Andy Holt. Picture: Manchester Evening News

Generally, fans are opposed to the idea of games being broadcast at three on a Saturday afternoon, with nearly 73% of eight and a half thousand supporters who completed the Football Supporters' Federation's 2017 survey opposing the removal of the blackout, but we know that fans are increasingly becoming marginalised in the considerations of clubs in the Premier League and the Football League. The Football League's decision to view the international break as an exception and to allow games to be broadcast on Saturday afternoon - and the Football Association's decision not to stop them - is contrary to the spirit of Uefa's Article 48, if not the letter.  It also looks ominously like the thin end of the wedge. Be prepared for the Football League to trumpet the success of the broadcast and to announce further 'exceptions' to the blackout rule. And if the Football League's iFollow channel proves successful, can the day be very far away when the Premier League clubs recognise the money-making potential of live-streaming games on a Saturday afternoon that are currently not broadcast under the existing agreements with Sky and BT Sport, regardless of the blackout?

English football's blackout dates, with international weekends now excepted.


If clubs in the Premier League can turn a profit without you, they will do so. If they can make even more money by broadcasting games during the blackout, they will do so, and if Manchester United v Liverpool is live on TV at three o'clock, it would be naive not to expect the uncommitted or the casual supporters of many clubs to skip watching their local club in favour of seeing the big guns.

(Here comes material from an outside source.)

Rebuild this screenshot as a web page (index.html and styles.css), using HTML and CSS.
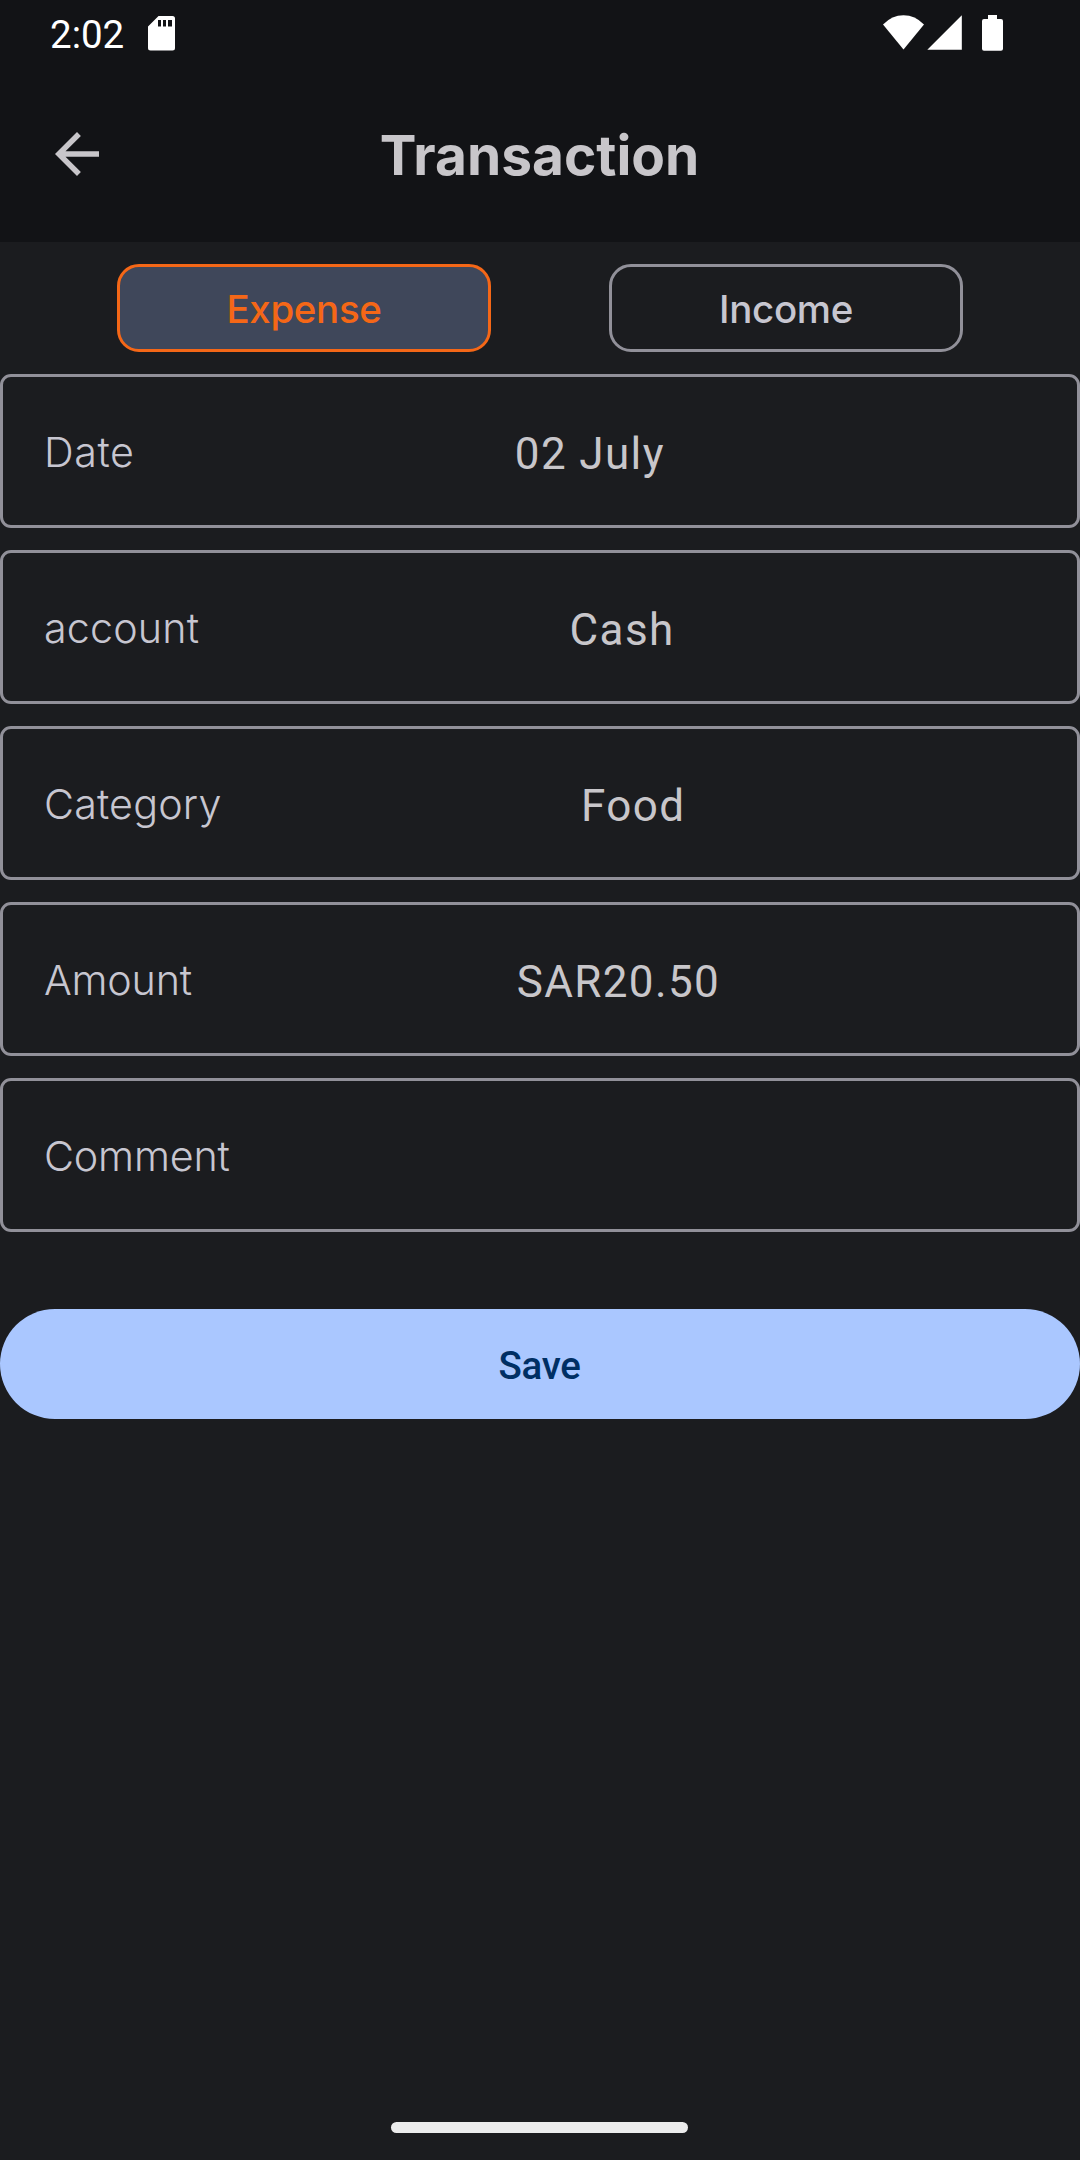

The Premier League clubs will be well insulated from loss if televised football at three on a Saturday afternoon becomes the norm, whatever platform it is on, be it iFollow, or Sky, after all some of them don't even need fans at their games to make big money, but the clubs in the lower leagues, and in non-League football may well suffer as gates dip when there is a live game on TV.

Somewhere in a Lancashire cemetery, Bob Lord is spinning in his grave.